Records supplied:
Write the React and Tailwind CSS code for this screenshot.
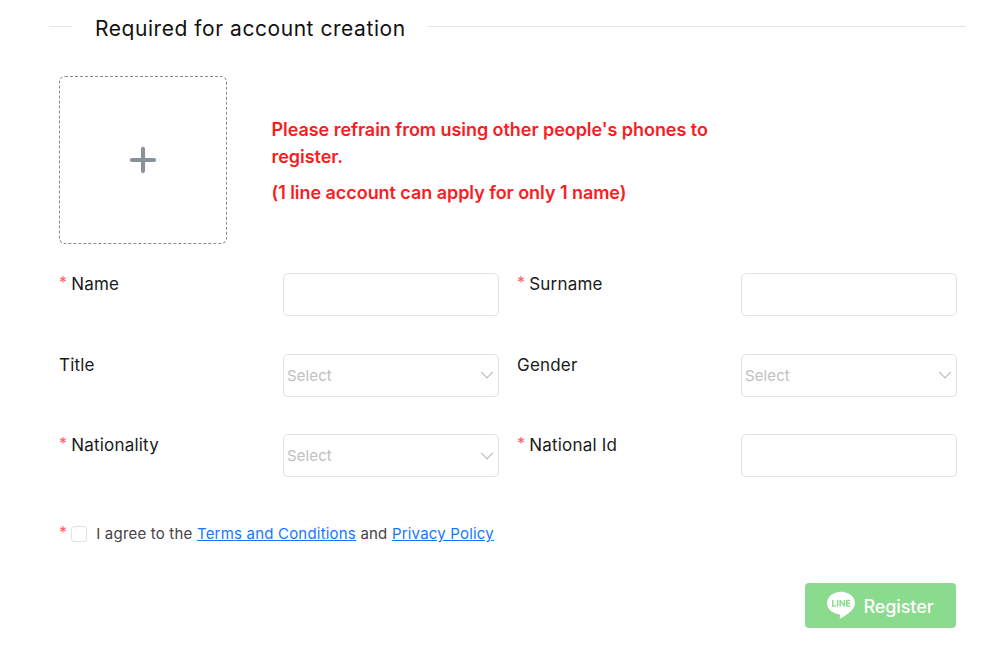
import { Plus, ChevronDown } from "lucide-react";
import { SiLine } from "react-icons/si";

const fields = [
  { label: "Name", required: true },
  { label: "Surname", required: true },
  { label: "Title", select: true },
  { label: "Gender", select: true },
  { label: "Nationality", required: true, select: true },
  { label: "National Id", required: true },
];

const Star = () => (
  <span className="mr-[4px] inline-block -translate-y-[2px] text-[16px] leading-none text-[#ff5a5f]">*</span>
);

const Field = ({ label, required, select }) => (
  <div className="flex h-[43px] items-start">
    <label className="w-[224px] shrink-0 pt-[1px] text-[17px] leading-[20px] tracking-[0.2px] text-[#1a1a1a]">
      {required && <Star />}
      {label}
    </label>
    <div className="flex h-[43px] w-[216px] items-center justify-between rounded-[5px] border border-[#dfe1e8] bg-white pl-[3px]">
      {select && (
        <>
          <span className="pt-[2px] text-[15px] tracking-[0.1px] text-[#bfbfbf]">Select</span>
          <ChevronDown size={22} strokeWidth={1.1} className="text-[#a8a8a8]" />
        </>
      )}
    </div>
  </div>
);

const App = () => {
  return (
    <div className="h-[654px] w-[1000px] overflow-hidden bg-white font-['Inter',sans-serif]">
      {/* Section heading */}
      <div className="flex items-start pl-[49px] pr-[34px] pt-[16px]">
        <div className="mt-[10px] h-px w-[23px] bg-[#e3e4ea]" />
        <h2 className="pl-[23px] pr-[22px] text-[21px] leading-[26px] tracking-[0.55px] text-[#111]">Required for account creation</h2>
        <div className="mt-[10px] h-px flex-1 bg-[#e3e4ea]" />
      </div>

      <div className="pl-[59px] pr-[43px]">
        <div className="mt-[34px] flex items-center">
          <div className="flex h-[168px] w-[168px] items-center justify-center rounded-md border border-dashed border-[#8a8a8a]">
            <Plus size={38} strokeWidth={2.6} className="text-[#8b929c]" />
          </div>
          <div className="ml-[44.5px] w-[470px] pt-[2px] text-[18px] font-semibold tracking-[-0.05px] text-[#f81d22]">
            <p className="leading-[27px]">Please refrain from using other people's phones to register.</p>
            <p className="mt-[9px] leading-[27px]">(1 line account can apply for only 1 name)</p>
          </div>
        </div>

        <div className="mt-[29px] grid grid-cols-[440px_440px] gap-x-[18px] gap-y-[37.5px]">
          {fields.map((f) => (
            <Field key={f.label} {...f} />
          ))}
        </div>

        <div className="mt-[46px] flex items-center text-[15px] tracking-[0.2px] text-[#444]">
          <Star />
          <span className="h-4 w-4 rounded-[3px] border border-[#dfe1e8] bg-white" />
          <span className="ml-[9px]">
            I agree to the <a className="text-[#1677ff] underline">Terms and Conditions</a> and{" "}
            <a className="text-[#1677ff] underline">Privacy Policy</a>
          </span>
        </div>

        <div className="mt-[37px] flex justify-end pr-[1px]">
          <button className="flex h-[45px] w-[151px] items-center justify-center gap-2 rounded-[4px] bg-[#8bdb8e] text-[18px] font-medium tracking-[-0.1px] text-white">
            <SiLine size={28} />
            <span className="pt-[2px]">Register</span>
          </button>
        </div>
      </div>
    </div>
  );
};

export default App;
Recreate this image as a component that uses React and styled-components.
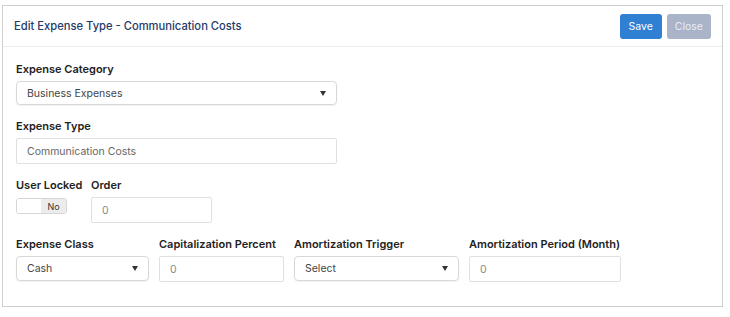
import React from "react";
import styled, { createGlobalStyle } from "styled-components";

const GlobalStyle = createGlobalStyle`
  body {
    margin: 0;
    background: #ffffff;
    font-family: Inter, "Noto Sans", sans-serif;
  }
`;

const Card = styled.div`
  margin: 5px 0 0 2px;
  width: 719px;
  border: 1px solid #cfcfcf;
  background: #fff;
`;

const Header = styled.div`
  display: flex;
  align-items: center;
  justify-content: space-between;
  height: 40px;
  padding: 0 11px;
  border-bottom: 1px solid #ececec;
`;

const Title = styled.span`
  font-size: 11.2px;
  font-weight: 500;
  color: #1f3b6b;
`;

const Actions = styled.div`
  display: flex;
  gap: 5px;
`;

const Button = styled.button`
  height: 25px;
  padding: 0 ${(p) => p.$pad || 8}px;
  border: none;
  border-radius: 3px;
  font-family: Inter, sans-serif;
  font-size: 10.5px;
  color: ${(p) => (p.$muted ? "#e9edf4" : "#fff")};
  background: ${(p) => (p.$muted ? "#aab4c8" : "#2f80d2")};
`;

const Body = styled.div`
  padding: 15px 13px 24px;
  display: flex;
  flex-direction: column;
  gap: 14px;
`;

const Row = styled.div`
  display: flex;
  gap: ${(p) => p.$gap || 10}px;
  align-items: flex-start;
`;

const Field = styled.div`
  display: flex;
  flex-direction: column;
  gap: 5px;
  width: ${(p) => (p.$w ? `${p.$w}px` : "auto")};
`;

const Label = styled.label`
  font-size: 11px;
  font-weight: 600;
  color: #222;
  line-height: 14px;
  white-space: nowrap;
`;

const SelectBox = styled.div`
  display: flex;
  align-items: center;
  justify-content: space-between;
  height: ${(p) => p.$h || 25}px;
  padding: 0 10px;
  border: 1px solid #d8d8d8;
  border-radius: 4px;
  box-shadow: 0 1px 2px rgba(0, 0, 0, 0.06);
  font-size: 10.5px;
  color: #444;
  box-sizing: border-box;
`;

const Caret = styled.span`
  width: 0;
  height: 0;
  border-left: 3.5px solid transparent;
  border-right: 3.5px solid transparent;
  border-top: 5px solid #333;
`;

const TextBox = styled.div`
  display: flex;
  align-items: center;
  height: 26px;
  padding: 0 10px;
  border: 1px solid #e0e0e0;
  border-radius: 2px;
  font-size: 10.5px;
  color: ${(p) => (p.$dim ? "#8a8a8a" : "#666")};
  box-sizing: border-box;
`;

const Toggle = styled.div`
  display: flex;
  width: 51px;
  height: 16px;
  border: 1px solid #d6d6d6;
  border-radius: 3px;
  overflow: hidden;
  box-sizing: border-box;
  margin-top: 1px;
`;

const ToggleOff = styled.span`
  flex: 1;
  background: #fff;
`;

const ToggleLabel = styled.span`
  width: 25px;
  display: flex;
  align-items: center;
  justify-content: center;
  background: #ececec;
  font-size: 9px;
  color: #333;
`;

export default function App() {
  return (
    <>
      <GlobalStyle />
      <Card>
        <Header>
          <Title>Edit Expense Type - Communication Costs</Title>
          <Actions>
            <Button $pad={9}>Save</Button>
            <Button $muted>Close</Button>
          </Actions>
        </Header>
        <Body>
          <Field $w={321}>
            <Label>Expense Category</Label>
            <SelectBox $h={24}>
              Business Expenses
              <Caret />
            </SelectBox>
          </Field>
          <Field $w={321}>
            <Label>Expense Type</Label>
            <TextBox>Communication Costs</TextBox>
          </Field>
          <Row $gap={24}>
            <Field $w={51}>
              <Label>User Locked</Label>
              <Toggle>
                <ToggleOff />
                <ToggleLabel>No</ToggleLabel>
              </Toggle>
            </Field>
            <Field $w={121}>
              <Label>Order</Label>
              <TextBox $dim>0</TextBox>
            </Field>
          </Row>
          <Row $gap={10}>
            <Field $w={133}>
              <Label>Expense Class</Label>
              <SelectBox>
                Cash
                <Caret />
              </SelectBox>
            </Field>
            <Field $w={125}>
              <Label>Capitalization Percent</Label>
              <TextBox $dim>0</TextBox>
            </Field>
            <Field $w={165}>
              <Label>Amortization Trigger</Label>
              <SelectBox>
                Select
                <Caret />
              </SelectBox>
            </Field>
            <Field $w={152}>
              <Label>Amortization Period (Month)</Label>
              <TextBox $dim>0</TextBox>
            </Field>
          </Row>
        </Body>
      </Card>
    </>
  );
}
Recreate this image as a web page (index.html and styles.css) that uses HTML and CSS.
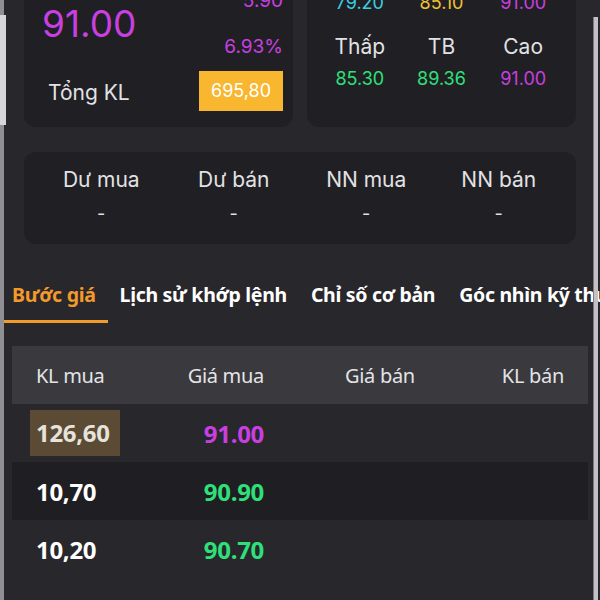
FILE: index.html
```html
<!DOCTYPE html>
<html lang="vi">
<head>
	<meta charset="UTF-8">
	<title>Bước giá</title>
	<link rel="stylesheet" href="styles.css">
</head>
<body>
	<div class="rail-left"><div class="rail-thumb"></div></div>
	<div class="rail-right"></div>

	<div id="wrapper">
		<!-- Quote summary -->
		<div class="summary">
			<div class="top-row">
				<div class="card quote">
					<div class="quote-head">
						<div class="price ceil">91.00</div>
						<div class="change">
							<div class="chg ceil">5.90</div>
							<div class="pct ceil">6.93%</div>
						</div>
					</div>
					<div class="quote-foot">
						<span class="vol-label">Tổng KL</span>
						<span class="vol-box">695,80</span>
					</div>
				</div>
				<div class="card range">
					<div class="cell"><span class="lbl">Sàn</span><span class="val floor">79.20</span></div>
					<div class="cell"><span class="lbl">TC</span><span class="val ref">85.10</span></div>
					<div class="cell"><span class="lbl">Trần</span><span class="val ceil">91.00</span></div>
					<div class="cell"><span class="lbl">Thấp</span><span class="val up">85.30</span></div>
					<div class="cell"><span class="lbl">TB</span><span class="val up">89.36</span></div>
					<div class="cell"><span class="lbl">Cao</span><span class="val ceil">91.00</span></div>
				</div>
			</div>

			<div class="card stats">
				<div class="cell"><span class="lbl">Dư mua</span><span class="val">-</span></div>
				<div class="cell"><span class="lbl">Dư bán</span><span class="val">-</span></div>
				<div class="cell"><span class="lbl">NN mua</span><span class="val">-</span></div>
				<div class="cell"><span class="lbl">NN bán</span><span class="val">-</span></div>
			</div>
		</div>

		<!-- Tabs -->
		<div class="tabs">
			<div class="tab active">Bước giá</div>
			<div class="tab">Lịch sử khớp lệnh</div>
			<div class="tab">Chỉ số cơ bản</div>
			<div class="tab">Góc nhìn kỹ thuật</div>
		</div>

		<!-- Order book -->
		<div class="book">
			<div class="book-row book-head">
				<span class="c1">KL mua</span>
				<span class="c2">Giá mua</span>
				<span class="c3">Giá bán</span>
				<span class="c4">KL bán</span>
			</div>
			<div class="book-row">
				<span class="c1"><span class="hl">126,60</span></span>
				<span class="c2 ceil">91.00</span>
				<span class="c3"></span>
				<span class="c4"></span>
			</div>
			<div class="book-row alt">
				<span class="c1">10,70</span>
				<span class="c2 up">90.90</span>
				<span class="c3"></span>
				<span class="c4"></span>
			</div>
			<div class="book-row">
				<span class="c1">10,20</span>
				<span class="c2 up">90.70</span>
				<span class="c3"></span>
				<span class="c4"></span>
			</div>
		</div>
	</div>
</body>
</html>
```

FILE: styles.css
```css
body {
	margin: 0;
	background-color: #28272c;
	font-family: Inter, "Noto Sans", sans-serif;
	color: #e2e2e4;
	overflow: hidden;
	height: 600px;
}
#wrapper {
	width: 600px;
	overflow: hidden;
}

/* colours */
.ceil { color: #c840e0; }
.floor { color: #3ccfe2; }
.ref { color: #f0c232; }
.up { color: #2fe07a; }

/* scroll indicators */
.rail-left {
	position: absolute;
	left: 0;
	top: 0;
	width: 4px;
	height: 600px;
	background-color: #8f8f95;
	z-index: 5;
}
.rail-thumb {
	margin-top: 15px;
	height: 110px;
	width: 6px;
	background-color: #d6d6d9;
}
.rail-right {
	position: absolute;
	right: 2px;
	top: 17px;
	width: 4px;
	height: 583px;
	background-color: #c2c2c6;
	border-left: 1px solid #7c7c82;
	z-index: 5;
}

/* summary cards */
.summary {
	padding: 0 24px;
}
.top-row {
	display: flex;
	gap: 14px;
	margin-top: -57px;
}
.card {
	background-color: #201f23;
	border-radius: 12px;
}
.quote {
	width: 269px;
	box-sizing: border-box;
	padding: 14px 10px 16px 18px;
}
.quote-head {
	display: flex;
	justify-content: space-between;
}
.price {
	font-size: 37px;
	line-height: 44px;
	margin-top: 45px;
}
.change {
	margin-top: 30px;
	text-align: right;
	font-size: 19px;
}
.chg {
	line-height: 28px;
}
.pct {
	line-height: 28px;
	margin-top: 18px;
}
.quote-foot {
	display: flex;
	justify-content: space-between;
	align-items: center;
	margin-top: 10px;
}
.vol-label {
	font-size: 21px;
	margin-left: 6px;
	margin-top: 2px;
}
.vol-box {
	background-color: #f9b62f;
	color: #fff;
	font-size: 18px;
	width: 84px;
	height: 40px;
	line-height: 40px;
	text-align: center;
}
.range {
	flex: 1;
	display: grid;
	grid-template-columns: repeat(3, 1fr);
	row-gap: 16px;
	padding: 14px 12px 0;
	align-content: start;
}
.cell {
	display: flex;
	flex-direction: column;
	align-items: center;
}
.lbl {
	font-size: 21px;
	line-height: 28px;
}
.range .val {
	font-size: 18px;
	line-height: 28px;
	margin-top: 4px;
}
.stats {
	margin-top: 25px;
	display: grid;
	grid-template-columns: repeat(4, 1fr);
	padding: 14px 11px 16px;
}
.stats .val {
	font-size: 18px;
	line-height: 28px;
	margin-top: 6px;
}

/* tabs */
.tabs {
	display: flex;
	margin-top: 24px;
	white-space: nowrap;
	overflow: hidden;
	font-family: "Noto Sans", sans-serif;
	font-weight: 700;
	font-size: 19.5px;
	letter-spacing: -0.3px;
	color: #fff;
}
.tab {
	padding: 13px 12px 11px;
	line-height: 28px;
	border-bottom: 3px solid transparent;
	flex-shrink: 0;
}
.tab.active {
	color: #f39a2a;
	border-bottom-color: #f39a2a;
}

/* order book */
.book {
	margin: 23px 12px 0;
	font-family: "Noto Sans", sans-serif;
}
.book-row {
	display: grid;
	grid-template-columns: 144px 144px 144px 144px;
	align-items: center;
	height: 58px;
	font-size: 24px;
	font-weight: 700;
	color: #fff;
	letter-spacing: -0.3px;
}
.book-row.alt {
	background-color: #1f1e22;
}
.book-head {
	background-color: #39393e;
	font-weight: 400;
	font-size: 20px;
	color: #e4e4e6;
}
.c1 {
	padding-left: 24px;
}
.c2 {
	text-align: right;
	padding-right: 36px;
}
.c3 {
	padding-left: 45px;
}
.c4 {
	text-align: right;
	padding-right: 24px;
}
.book-row .hl {
	display: inline-block;
	margin-left: -6px;
	padding: 0 10px 0 6px;
	height: 46px;
	line-height: 46px;
	background-color: #5b4a34;
	color: #e6e2dc;
}
```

Work to be completed: Filter the records for lines holding the string "that". Copy each one.

The completed task:
Recreate this image as a component that uses React and styled-components.
Recreate this image as a web page (index.html and styles.css) that uses HTML and CSS.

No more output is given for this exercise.